The Jan. 6 riot at the Capitol resulted in arrests and convictions. And last year in Arizona, where Christie and Jones sat in a suite and watched the Cowboys get hogtied by the Cardinals, Kari Lake failed in her bid for governor and Blake Masters lost his Senate campaign.

Jones is not new to balking conservatives

This wouldn’t be the first time Jones has pivoted away from extreme conservative positions in Arizona.

In 2017, ahead of a Cardinals-Cowboys game at the height of the Kaepernick-inspired protests against racism and police brutality, Jones and his players locked arms, marched to the middle of the field and kneeled together before the anthem played.

Perhaps Jones saw the backlash coming and was trying to get ahead of it.

Every time the players protested, the NFL risked work strikes, fan boycotts and advertising dollars.

Kaepernick became a celebrity of the social justice movement and eventually won a reported $10 million settlement in a collusion lawsuit he filed against the league, saying owners blackballed him — or was he “whiteballed?” — to keep him off the field.

The league also made a public commitment to support causes attached to racial equality, with NFL Commissioner Roger Goodell saying in 2020: “We, the National Football League, condemn racism and the systematic oppression of Black people. We … admit we were wrong for not listening to NFL players earlier and encourage all to speak out and peacefully protest. We … believe Black lives matter.”

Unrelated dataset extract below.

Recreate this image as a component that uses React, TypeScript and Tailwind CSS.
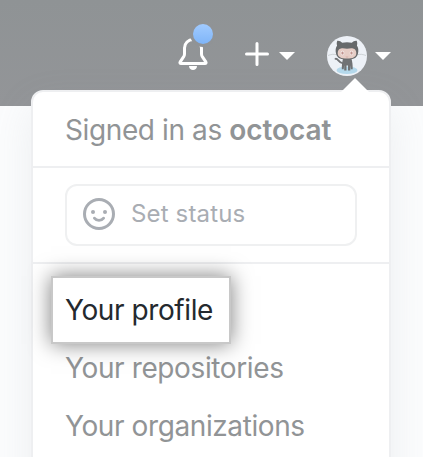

The battle Kaepernick started is done

Colin Kaepernick on the sideline before the Michigan Wolverines' spring game at Michigan Stadium on April 2, 2022.
Colin Kaepernick on the sideline before the Michigan Wolverines' spring game at Michigan Stadium on April 2, 2022.

“Black lives matter” as a statement as well as “Black Lives Matter” as an organization are acidic to the MAGA base, and if we can read anything into Jones’ decision to sit with Christie, it’s this: Trump is out as a mainstream conservative darling.

Jones wears a big hat in Texas and holds similar sway among the Billionaire Good ‘Ol Boys Club in NFL ownership. Trump can’t win without Texas and Arizona or big-money donors from around the nation.

It looks like the fight Kaepernick started is finished and that he and the players won a significant concession from conservative powerbrokers.

It remains to be seen whether the embattled quarterback can return to the field for the first time in seven seasons, but it’s clear that he’s going to be under center in the latest collision between the worlds of social justice and professional football.